以前、「NEVER無差別級6にタッグ」に挑戦した際、YOSHI-HASHIのバタフライロックを受けたDOUKIを真っ先に救出しようとしていた。

ウエイト差がどれほどキツイものかを自らがよく知っているからである。

関節技でねちっこく追い詰めていても、重い一発でひっくり返されてしまう。その「儚さ」が彼を応援したくなる気持ちにつながっていく。

そして、最後がメッセージ性だ。昨日のバックステージコメントを読んでみてほしい。

ザック「あのテンザンのオッサンはなんであんなにやる気になってんだ!? やたらゲンキだったな!? あぁそうか、相手はタッグ王者で次期IWGP世界ヘビー級王者の俺だったからか。

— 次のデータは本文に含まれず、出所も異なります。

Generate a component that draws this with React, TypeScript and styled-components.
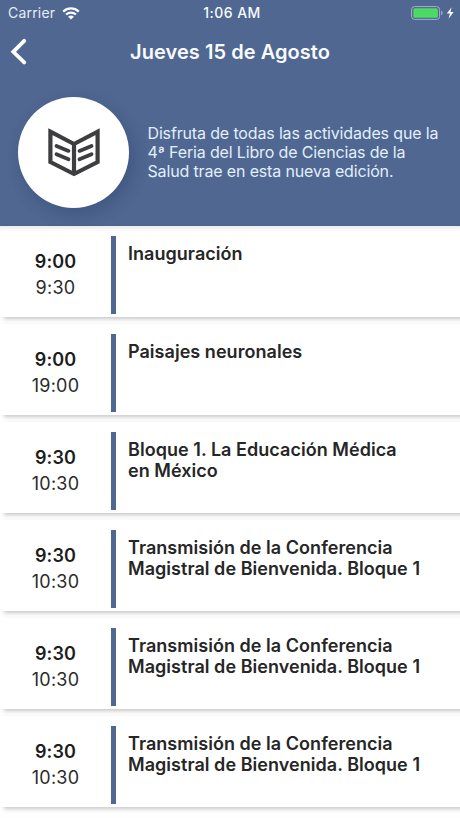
import React from 'react';
import styled, { createGlobalStyle } from 'styled-components';

const BLUE = '#4f6791';

const GlobalStyle = createGlobalStyle`
  * { box-sizing: border-box; }
  body { margin: 0; background: #fff; font-family: Inter, 'Liberation Sans', sans-serif; }
`;

const Screen = styled.main`
  width: 460px;
  height: 818px;
  overflow: hidden;
  background: #fefefe;
`;

const Header = styled.header`
  height: 226px;
  background: ${BLUE};
  color: #f8fbff;
`;

const StatusBar = styled.div`
  display: grid;
  grid-template-columns: 1fr auto 1fr;
  align-items: center;
  height: 26px;
  padding: 0 5px 0 8px;
  font-size: 14px;
  line-height: 26px;
`;

const Carrier = styled.div`
  display: flex;
  align-items: center;
  gap: 7px;
  letter-spacing: 0.2px;
  color: #e6edf8;
`;

const Clock = styled.div`
  padding-left: 1px;
  font-weight: 550;
  font-size: 14px;
  letter-spacing: 0.45px;
`;

const Power = styled.div`
  display: flex;
  justify-content: flex-end;
  align-items: center;
`;

const NavBar = styled.nav`
  display: grid;
  grid-template-columns: 40px 1fr 40px;
  align-items: center;
  height: 52px;
`;

const BackButton = styled.button`
  display: flex;
  height: 52px;
  padding: 12px 0 0 10px;
  border: 0;
  background: none;
`;

const Title = styled.h1`
  margin: 0;
  font-size: 20px;
  font-weight: 600;
  line-height: 52px;
  letter-spacing: 0.05px;
  text-align: center;
  white-space: nowrap;
`;

const Intro = styled.section`
  display: flex;
  align-items: center;
  gap: 18.5px;
  padding: 19px 0 0 18px;
`;

const Emblem = styled.div`
  display: flex;
  align-items: center;
  justify-content: center;
  flex: none;
  width: 111px;
  height: 111px;
  border-radius: 50%;
  background: #fff;
  box-shadow: 4px 6px 16px rgba(20, 35, 70, 0.24);
`;

const Description = styled.p`
  margin: 0;
  font-size: 16px;
  line-height: 19px;
  letter-spacing: -0.15px;
  color: #e2effc;
  white-space: nowrap;
`;

const Schedule = styled.ul`
  display: flex;
  flex-direction: column;
  gap: 7px;
  margin: 0;
  padding: 0;
  list-style: none;
`;

const Card = styled.li`
  display: flex;
  height: 91px;
  padding: 10px 0 3px;
  background: #fff;
  box-shadow: 4px 2px 4px rgba(0, 0, 0, 0.22);

  &:first-child {
    background: linear-gradient(#e9e9ee, #fff 5px);
  }
`;

const Times = styled.div`
  flex: none;
  width: 110px;
  padding-top: 13px;
  text-align: center;
  font-size: 18px;
  line-height: 26px;
  color: #2b2b2b;
`;

const Start = styled.div`
  padding-left: 1px;
  font-weight: 600;
  letter-spacing: 0.1px;
  color: #1d1d1d;
`;

const End = styled.div`
  padding-left: 1px;
  font-weight: 400;
  letter-spacing: 0.25px;
`;

const Divider = styled.div`
  flex: none;
  width: 5px;
  height: 78px;
  margin: 0 12.5px 0 0.5px;
  background: ${BLUE};
`;

const EventTitle = styled.h2`
  margin: 0;
  padding-top: 7px;
  font-size: 18px;
  font-weight: 600;
  line-height: 21.3px;
  letter-spacing: 0.04px;
  color: #262626;
  white-space: pre-line;
`;

const lecture = 'Transmisión de la Conferencia\nMagistral de Bienvenida. Bloque 1';

const events = [
  { start: '9:00', end: '9:30', title: 'Inauguración' },
  { start: '9:00', end: '19:00', title: 'Paisajes neuronales' },
  { start: '9:30', end: '10:30', title: 'Bloque 1. La Educación Médica\nen México' },
  { start: '9:30', end: '10:30', title: lecture },
  { start: '9:30', end: '10:30', title: lecture },
  { start: '9:30', end: '10:30', title: lecture },
];

const WifiIcon = () => (
  <svg width="18" height="13" viewBox="0 0 18 13" fill="none" stroke="#f8fbff">
    <path d="M1.2 4.6C5.6.4 12.4.4 16.8 4.6" strokeWidth="2.3" />
    <path d="M4 7.6c2.9-2.7 7.1-2.7 10 0" strokeWidth="2.1" />
    <path d="M9 12.5 6.1 9.7c1.7-1.5 4.1-1.5 5.8 0Z" fill="#f8fbff" stroke="none" />
  </svg>
);

const BatteryIcon = () => (
  <svg width="44" height="16" viewBox="0 0 44 16">
    <rect x="0.6" y="1.6" width="28" height="12.8" rx="3" fill="none" stroke="#a3b1cc" strokeWidth="1" />
    <rect x="2.3" y="3.3" width="24.6" height="9.4" rx="1.5" fill="#4cd964" />
    <path d="M30.2 5.8c1.9.6 1.9 3.8 0 4.4Z" fill="#a3b1cc" />
    <path d="M40.6 2.2 35.8 8.6h3.1l-1.3 5.1 5-6.7h-3.1Z" fill="#f8fbff" />
  </svg>
);

const BackIcon = () => (
  <svg width="18" height="27" viewBox="0 0 18 27" fill="none" stroke="#fff" strokeWidth="3.8" strokeLinecap="round" strokeLinejoin="miter">
    <path d="M14.2 2.8 3.3 13.8 14.2 24.4" />
  </svg>
);

const BookIcon = () => (
  <svg width="52" height="50" viewBox="0 0 52 50" fill="none" stroke="#3e3e40" strokeWidth="4.2">
    <path d="M2.4 3.7 26 16 49.6 3.7V34L26 46 2.4 34Z" />
    <path d="M26 16v30" />
    <path d="m8.5 18 12 4.9M8.5 26.3l12 4.9M43.5 18l-12 4.9M43.5 26.3l-12 4.9" strokeLinecap="round" strokeWidth="3.8" />
  </svg>
);

export default function App() {
  return (
    <>
      <GlobalStyle />
      <Screen>
        <Header>
          <StatusBar>
            <Carrier>Carrier <WifiIcon /></Carrier>
            <Clock>1:06 AM</Clock>
            <Power><BatteryIcon /></Power>
          </StatusBar>
          <NavBar>
            <BackButton aria-label="Volver"><BackIcon /></BackButton>
            <Title>Jueves 15 de Agosto</Title>
          </NavBar>
          <Intro>
            <Emblem><BookIcon /></Emblem>
            <Description>
              Disfruta de todas las actividades que la<br />
              4ª Feria del Libro de Ciencias de la<br />
              Salud trae en esta nueva edición.
            </Description>
          </Intro>
        </Header>
        <Schedule>
          {events.map((event, index) => (
            <Card key={index}>
              <Times>
                <Start>{event.start}</Start>
                <End>{event.end}</End>
              </Times>
              <Divider />
              <EventTitle>{event.title}</EventTitle>
            </Card>
          ))}
        </Schedule>
      </Screen>
    </>
  );
}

あいつは年寄りだし見た目も酷いが頭だけは悪くないようだ。挑戦したくて俺に噛みついてくるんだろ? 喜んで相手になるぞ。さすがに元『G1』覇者で元IWGPヘビー級王者のレジェンドだし、引退前の最後の挑戦をさせてやるよ。テンザンに最後のチャンスをやる。でも、そのデカ頭じゃ救急車にも収まらないだろうから、病院の代わりに老人ホーム送りにしてやるよ、ダーリン。

ボーイズ(デスペラード&金丸)も明日はベルトの防衛戦だし、スズキグンにとっては重要なシリーズだな。そしてデスペと俺はシングル戦も控えてる。『POWER STRUGGLE』でスズキグンにはダブルチャンピオンが2人も誕生だ! でも、俺たちはまだまだこれからだ。

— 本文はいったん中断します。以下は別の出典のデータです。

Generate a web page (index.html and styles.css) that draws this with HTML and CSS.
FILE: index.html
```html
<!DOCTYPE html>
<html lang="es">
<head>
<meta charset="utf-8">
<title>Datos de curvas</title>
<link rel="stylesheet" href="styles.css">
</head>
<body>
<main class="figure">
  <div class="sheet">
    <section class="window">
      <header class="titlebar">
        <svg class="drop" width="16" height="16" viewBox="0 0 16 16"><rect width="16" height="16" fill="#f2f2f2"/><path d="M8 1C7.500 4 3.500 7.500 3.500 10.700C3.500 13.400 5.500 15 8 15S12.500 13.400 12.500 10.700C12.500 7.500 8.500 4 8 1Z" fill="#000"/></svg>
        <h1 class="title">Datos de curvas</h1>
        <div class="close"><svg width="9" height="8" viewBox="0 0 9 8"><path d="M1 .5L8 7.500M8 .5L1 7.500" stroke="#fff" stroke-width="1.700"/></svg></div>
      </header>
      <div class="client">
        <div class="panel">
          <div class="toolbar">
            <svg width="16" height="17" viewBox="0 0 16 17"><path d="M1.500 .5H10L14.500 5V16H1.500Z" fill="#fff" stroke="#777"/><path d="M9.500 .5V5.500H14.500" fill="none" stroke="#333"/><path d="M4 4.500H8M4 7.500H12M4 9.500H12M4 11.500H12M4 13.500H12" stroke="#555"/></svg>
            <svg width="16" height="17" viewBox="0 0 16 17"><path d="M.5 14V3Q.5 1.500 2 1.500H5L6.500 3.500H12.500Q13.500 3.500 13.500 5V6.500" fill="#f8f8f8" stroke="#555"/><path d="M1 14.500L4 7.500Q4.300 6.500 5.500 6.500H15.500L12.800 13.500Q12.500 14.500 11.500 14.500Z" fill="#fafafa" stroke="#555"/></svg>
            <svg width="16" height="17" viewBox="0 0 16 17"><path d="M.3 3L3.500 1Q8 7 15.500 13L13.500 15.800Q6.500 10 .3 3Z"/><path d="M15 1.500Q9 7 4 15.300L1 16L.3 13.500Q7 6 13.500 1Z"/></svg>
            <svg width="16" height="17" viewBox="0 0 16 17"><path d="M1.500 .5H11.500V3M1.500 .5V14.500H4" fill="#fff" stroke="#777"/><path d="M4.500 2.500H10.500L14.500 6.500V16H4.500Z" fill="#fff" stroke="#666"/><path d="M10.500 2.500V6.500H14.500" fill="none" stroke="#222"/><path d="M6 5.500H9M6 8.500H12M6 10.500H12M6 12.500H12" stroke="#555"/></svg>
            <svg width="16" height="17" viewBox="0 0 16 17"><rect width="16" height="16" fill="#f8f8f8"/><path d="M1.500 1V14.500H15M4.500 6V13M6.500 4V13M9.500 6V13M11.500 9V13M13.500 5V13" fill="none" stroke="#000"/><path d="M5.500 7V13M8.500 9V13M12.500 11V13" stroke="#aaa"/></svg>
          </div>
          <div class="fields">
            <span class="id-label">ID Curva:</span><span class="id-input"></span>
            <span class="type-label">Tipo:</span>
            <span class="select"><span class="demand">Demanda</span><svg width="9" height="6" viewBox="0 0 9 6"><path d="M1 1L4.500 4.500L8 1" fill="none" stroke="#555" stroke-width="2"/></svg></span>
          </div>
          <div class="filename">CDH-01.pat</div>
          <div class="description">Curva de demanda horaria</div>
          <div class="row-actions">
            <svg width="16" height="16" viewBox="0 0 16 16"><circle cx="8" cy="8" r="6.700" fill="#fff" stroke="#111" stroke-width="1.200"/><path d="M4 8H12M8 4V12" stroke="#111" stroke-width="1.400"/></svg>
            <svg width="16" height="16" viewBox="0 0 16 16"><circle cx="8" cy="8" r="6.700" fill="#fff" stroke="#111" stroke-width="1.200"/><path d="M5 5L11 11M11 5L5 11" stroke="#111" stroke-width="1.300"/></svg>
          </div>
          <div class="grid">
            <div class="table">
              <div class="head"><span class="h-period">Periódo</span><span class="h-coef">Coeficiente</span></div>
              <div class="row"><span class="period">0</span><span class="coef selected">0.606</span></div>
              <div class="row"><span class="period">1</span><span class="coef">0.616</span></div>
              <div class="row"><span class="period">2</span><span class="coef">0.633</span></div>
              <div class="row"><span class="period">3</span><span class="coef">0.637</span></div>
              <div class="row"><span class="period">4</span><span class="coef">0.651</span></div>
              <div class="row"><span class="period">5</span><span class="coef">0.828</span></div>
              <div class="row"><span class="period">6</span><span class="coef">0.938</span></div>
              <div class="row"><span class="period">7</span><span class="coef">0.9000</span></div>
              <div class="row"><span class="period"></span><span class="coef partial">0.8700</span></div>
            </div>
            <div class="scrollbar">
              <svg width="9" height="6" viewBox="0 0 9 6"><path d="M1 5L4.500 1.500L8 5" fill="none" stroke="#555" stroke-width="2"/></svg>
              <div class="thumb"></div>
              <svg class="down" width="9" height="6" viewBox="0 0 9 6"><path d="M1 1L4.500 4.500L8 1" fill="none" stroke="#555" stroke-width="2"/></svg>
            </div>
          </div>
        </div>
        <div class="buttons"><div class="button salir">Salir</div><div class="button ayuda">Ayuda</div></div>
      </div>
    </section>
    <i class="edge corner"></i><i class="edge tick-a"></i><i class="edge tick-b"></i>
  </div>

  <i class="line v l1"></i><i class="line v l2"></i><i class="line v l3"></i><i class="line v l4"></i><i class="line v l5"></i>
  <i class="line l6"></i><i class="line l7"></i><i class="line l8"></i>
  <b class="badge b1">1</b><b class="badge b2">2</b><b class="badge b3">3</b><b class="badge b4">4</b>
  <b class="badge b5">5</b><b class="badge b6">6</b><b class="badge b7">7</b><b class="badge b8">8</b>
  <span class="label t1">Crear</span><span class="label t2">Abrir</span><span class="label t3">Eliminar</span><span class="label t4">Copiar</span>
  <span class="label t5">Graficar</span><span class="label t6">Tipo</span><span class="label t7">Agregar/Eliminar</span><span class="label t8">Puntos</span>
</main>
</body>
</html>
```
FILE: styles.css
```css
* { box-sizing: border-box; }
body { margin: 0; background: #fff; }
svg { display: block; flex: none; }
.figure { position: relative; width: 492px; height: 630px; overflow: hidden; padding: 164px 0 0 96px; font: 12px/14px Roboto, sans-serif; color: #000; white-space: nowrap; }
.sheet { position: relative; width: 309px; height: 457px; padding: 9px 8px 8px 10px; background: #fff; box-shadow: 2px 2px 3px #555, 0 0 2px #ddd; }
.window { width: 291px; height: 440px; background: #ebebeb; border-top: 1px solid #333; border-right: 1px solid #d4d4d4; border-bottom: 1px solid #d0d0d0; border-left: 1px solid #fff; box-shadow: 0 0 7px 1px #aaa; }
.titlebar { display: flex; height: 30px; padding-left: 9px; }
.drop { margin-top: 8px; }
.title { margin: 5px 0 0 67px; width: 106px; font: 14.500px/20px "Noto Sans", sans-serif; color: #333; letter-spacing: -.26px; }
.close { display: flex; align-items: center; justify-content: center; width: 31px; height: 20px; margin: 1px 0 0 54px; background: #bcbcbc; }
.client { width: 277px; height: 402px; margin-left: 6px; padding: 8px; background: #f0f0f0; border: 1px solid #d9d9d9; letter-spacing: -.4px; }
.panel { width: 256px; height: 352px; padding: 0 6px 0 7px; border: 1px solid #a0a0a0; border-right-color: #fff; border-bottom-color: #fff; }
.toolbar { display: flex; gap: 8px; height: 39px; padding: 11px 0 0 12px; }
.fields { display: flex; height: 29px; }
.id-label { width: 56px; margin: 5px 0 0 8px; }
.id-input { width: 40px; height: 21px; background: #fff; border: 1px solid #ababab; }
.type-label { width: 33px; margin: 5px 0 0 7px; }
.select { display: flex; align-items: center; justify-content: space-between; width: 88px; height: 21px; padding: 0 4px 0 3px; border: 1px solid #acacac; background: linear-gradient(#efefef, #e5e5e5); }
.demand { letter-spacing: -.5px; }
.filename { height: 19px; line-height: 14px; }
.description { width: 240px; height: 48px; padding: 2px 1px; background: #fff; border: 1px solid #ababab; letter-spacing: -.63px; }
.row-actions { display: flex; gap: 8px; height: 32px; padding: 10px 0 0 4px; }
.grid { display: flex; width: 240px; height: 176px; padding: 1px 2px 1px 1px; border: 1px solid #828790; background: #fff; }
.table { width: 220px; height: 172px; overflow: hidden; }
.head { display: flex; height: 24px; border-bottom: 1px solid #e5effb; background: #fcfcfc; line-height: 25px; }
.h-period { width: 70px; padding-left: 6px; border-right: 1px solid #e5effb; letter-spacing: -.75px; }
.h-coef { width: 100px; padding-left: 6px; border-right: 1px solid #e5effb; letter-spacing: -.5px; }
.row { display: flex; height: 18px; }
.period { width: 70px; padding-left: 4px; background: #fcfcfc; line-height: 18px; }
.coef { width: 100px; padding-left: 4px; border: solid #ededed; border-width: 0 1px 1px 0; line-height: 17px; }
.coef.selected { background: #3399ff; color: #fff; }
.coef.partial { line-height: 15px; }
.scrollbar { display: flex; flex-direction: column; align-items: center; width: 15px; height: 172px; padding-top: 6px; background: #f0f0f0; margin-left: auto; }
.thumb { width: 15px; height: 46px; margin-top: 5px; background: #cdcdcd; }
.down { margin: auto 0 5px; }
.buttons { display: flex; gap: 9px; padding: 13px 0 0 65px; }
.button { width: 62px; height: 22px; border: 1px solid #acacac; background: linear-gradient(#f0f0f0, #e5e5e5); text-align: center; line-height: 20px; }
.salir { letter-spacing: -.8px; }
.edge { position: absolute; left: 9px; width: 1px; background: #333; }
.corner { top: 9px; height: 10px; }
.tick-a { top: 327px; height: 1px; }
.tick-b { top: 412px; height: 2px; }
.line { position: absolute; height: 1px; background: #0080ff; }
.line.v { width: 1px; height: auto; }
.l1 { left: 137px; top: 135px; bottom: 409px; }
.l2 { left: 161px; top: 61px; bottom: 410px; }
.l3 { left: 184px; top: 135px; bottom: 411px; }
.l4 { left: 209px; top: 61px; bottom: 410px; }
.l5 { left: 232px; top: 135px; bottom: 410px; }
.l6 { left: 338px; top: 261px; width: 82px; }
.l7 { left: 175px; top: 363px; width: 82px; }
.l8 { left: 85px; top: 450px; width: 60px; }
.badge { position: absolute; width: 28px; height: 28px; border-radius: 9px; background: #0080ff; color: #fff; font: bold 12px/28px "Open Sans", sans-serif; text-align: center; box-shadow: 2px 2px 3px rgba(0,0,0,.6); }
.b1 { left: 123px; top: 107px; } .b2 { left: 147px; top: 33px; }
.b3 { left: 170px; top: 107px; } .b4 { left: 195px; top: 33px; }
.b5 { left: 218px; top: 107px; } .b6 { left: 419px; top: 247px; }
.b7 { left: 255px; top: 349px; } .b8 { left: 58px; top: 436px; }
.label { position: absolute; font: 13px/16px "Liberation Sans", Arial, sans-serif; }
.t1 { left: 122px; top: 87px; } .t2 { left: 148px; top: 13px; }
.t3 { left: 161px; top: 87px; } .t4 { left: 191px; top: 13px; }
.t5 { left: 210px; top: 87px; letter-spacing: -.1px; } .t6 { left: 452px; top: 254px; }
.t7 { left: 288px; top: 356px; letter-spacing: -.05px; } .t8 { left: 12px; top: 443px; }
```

それから、ジャパニーズ・ドラゴン、タカギだけど、今日は俺との前哨戦じゃなくてガッカリしたか!? 俺は最初から前哨戦なんて必要ないけどな。お前はギブアップで俺に負けてるし、お前の手の内はもうすべてわかってる。準備することは何もない。前哨戦をやったって、お前は俺の何も暴けないさ。とうとうこの俺がトップの座に立つときが来たな。あと、タカギのコメントを読んだけど、違うIWGPのベルトがどうのこうのって文句を言ってたな。オスプレイはアメリカであの“バッタもん”のベルトを振りかざしていろいろやってるし、“カズちゃん”の狙いはなんなんだ!? オカダは記憶喪失にでもなったのか!? 4代目のIWGPヘビー級のベルトを持ってバカみたいに何をやってんだ!? タカギ、あんなバカたちのことは放っておけよ!

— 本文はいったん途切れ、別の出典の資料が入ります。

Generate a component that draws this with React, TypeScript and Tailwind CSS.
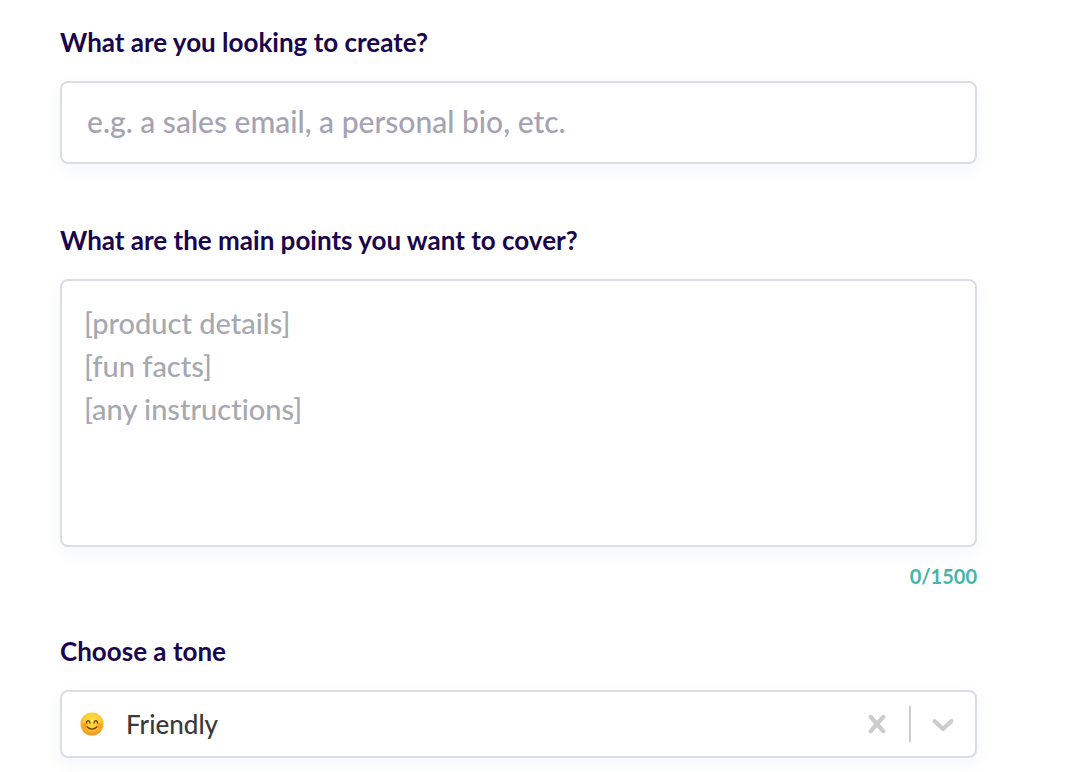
import { useState } from 'react'
import type { ReactNode } from 'react'

const MAX_POINTS = 1500

const TONES = ['Friendly', 'Luxury', 'Relaxed', 'Professional', 'Bold', 'Adventurous']

// Shared by all three controls so their frames stay identical.
const fieldCls =
  'block w-full rounded-lg border-2 border-[#dcdbe8] bg-white shadow-[0_6px_16px_rgba(60,110,150,0.06)] outline-none focus:border-[#b9b6d6]'

function Label({ htmlFor, children }: { htmlFor: string; children: ReactNode }) {
  return (
    <label htmlFor={htmlFor} className="mb-[23px] block text-[26px] leading-8 font-bold text-[#19064c]">
      {children}
    </label>
  )
}

function SmileIcon() {
  return (
    <svg viewBox="0 0 24 24" className="size-6" aria-hidden="true">
      <defs>
        <radialGradient id="face" cx="0.5" cy="0.36" r="0.66">
          <stop offset="0" stopColor="#ffe54a" />
          <stop offset="0.55" stopColor="#ffc92e" />
          <stop offset="1" stopColor="#f08a1c" />
        </radialGradient>
        <radialGradient id="cheek">
          <stop offset="0" stopColor="#fb7a2a" stopOpacity="0.75" />
          <stop offset="1" stopColor="#fb7a2a" stopOpacity="0" />
        </radialGradient>
      </defs>
      <circle cx="12" cy="12" r="11.5" fill="url(#face)" />
      <circle cx="5" cy="13.5" r="3.5" fill="url(#cheek)" />
      <circle cx="19" cy="13.5" r="3.5" fill="url(#cheek)" />
      <g fill="none" stroke="#6b3c0c" strokeWidth="1.3" strokeLinecap="round">
        <path d="M6.4 11.2c.3-1.8 1-2.6 1.8-2.6s1.5.8 1.8 2.6" />
        <path d="M14 11.2c.3-1.8 1-2.6 1.8-2.6s1.5.8 1.8 2.6" />
        <path d="M7.2 15c2.6 2.7 7 2.7 9.6 0" />
      </g>
    </svg>
  )
}

function ClearIcon() {
  return (
    <svg viewBox="0 0 20 20" className="size-9 fill-current" aria-hidden="true">
      <path d="M14.348 14.849c-0.469 0.469-1.229 0.469-1.697 0l-2.651-3.030-2.651 3.029c-0.469 0.469-1.229 0.469-1.697 0-0.469-0.469-0.469-1.229 0-1.697l2.758-3.15-2.759-3.152c-0.469-0.469-0.469-1.228 0-1.697s1.228-0.469 1.697 0l2.652 3.031 2.651-3.031c0.469-0.469 1.228-0.469 1.697 0s0.469 1.229 0 1.697l-2.758 3.152 2.758 3.15c0.469 0.469 0.469 1.229 0 1.698z" />
    </svg>
  )
}

function ChevronIcon() {
  return (
    <svg viewBox="0 0 20 20" className="size-9 fill-current" aria-hidden="true">
      <path d="M4.516 7.548c0.436-0.446 1.043-0.481 1.576 0l3.908 3.747 3.908-3.747c0.533-0.481 1.141-0.446 1.574 0 0.436 0.445 0.408 1.197 0 1.615-0.406 0.418-4.695 4.502-4.695 4.502-0.217 0.223-0.502 0.335-0.787 0.335s-0.57-0.112-0.789-0.335c0 0-4.287-4.084-4.695-4.502s-0.436-1.17 0-1.615z" />
    </svg>
  )
}

export default function App() {
  const [topic, setTopic] = useState('')
  const [points, setPoints] = useState('')
  const [tone, setTone] = useState('Friendly')

  return (
    <form className="min-h-screen bg-white pt-[26px] pr-[103px] pl-[60px] font-['Lato',sans-serif] [font-variant-ligatures:none]">
      <div className="mb-[60px]">
        <Label htmlFor="topic">What are you looking to create?</Label>
        <input
          id="topic"
          type="text"
          value={topic}
          onChange={(e) => setTopic(e.target.value)}
          placeholder="e.g. a sales email, a personal bio, etc."
          className={`${fieldCls} h-[83px] px-[25px] pb-1 text-[30px] font-medium text-[#333] placeholder:text-[#a5a3b3]`}
        />
      </div>

      <div className="mb-[47px]">
        <Label htmlFor="points">What are the main points you want to cover?</Label>
        <textarea
          id="points"
          value={points}
          maxLength={MAX_POINTS}
          onChange={(e) => setPoints(e.target.value)}
          placeholder={'[product details]\n[fun facts]\n[any instructions]'}
          className={`${fieldCls} h-[268px] resize-none px-[22px] py-5 text-[29px] leading-[43px] font-medium text-[#333] placeholder:text-[#a6a9b0]`}
        />
        <p className="mt-[17px] text-right text-[20px] leading-6 font-bold text-[#48b3a8]">
          {points.length}/{MAX_POINTS}
        </p>
      </div>

      <div>
        <Label htmlFor="tone">Choose a tone</Label>
        <div className="relative">
          <select
            id="tone"
            value={tone}
            onChange={(e) => setTone(e.target.value)}
            className={`${fieldCls} h-[68px] appearance-none pr-[130px] pl-16 text-[26px] font-medium text-[#3a3a3a]`}
          >
            <option value="" />
            {TONES.map((t) => (
              <option key={t}>{t}</option>
            ))}
          </select>
          {tone && (
            <span className="pointer-events-none absolute inset-y-0 left-5 flex items-center">
              <SmileIcon />
            </span>
          )}
          {/* Only the clear button takes clicks, the rest falls through to the select. */}
          <div className="pointer-events-none absolute inset-y-0 right-4 flex items-center text-[#cccccc]">
            <button
              type="button"
              aria-label="Clear tone"
              onClick={() => setTone('')}
              className="pointer-events-auto cursor-pointer"
            >
              <ClearIcon />
            </button>
            <span className="mx-[14px] h-9 w-[2px] bg-[#cccccc]" />
            <ChevronIcon />
          </div>
        </div>
      </div>
    </form>
  )
}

もし、ここに来てボブ・サップが2代目のIWGPヘビー級ベルトを持って登場したとしても、相手にするな! お前は俺とのタイトルマッチだけに集中してればいい! 筋肉は隆々だが、脳ミソは空っぽのようだな! “ランペイジ・ドラゴン”!? “D○○K HEAD DRAGON”だろ! あんな偽物のベルトを振り回してるヤツらには構うな。このZSJに全て任せておけ! 『WRESTLE KINGDOM』3連戦も迫ってきたことだ。『POWER STRUGGLE』で俺がIWGP世界ヘビー級王座を戴冠し、この“ソイボーイ・テッカーズ”がベルト問題にキチッとケリをつけてやる。じゃーな!」

出典:新日本プロレス

あんな偽物のベルトを振り回してるヤツらには構うな。オレを見ろ。オレがベルト問題にケリを付けてやる。

ジェイ・ホワイトもウィル・オスプレイもいない。その中で、ザック・セイバーJr.がいてくれて本当によかったと心から思っている。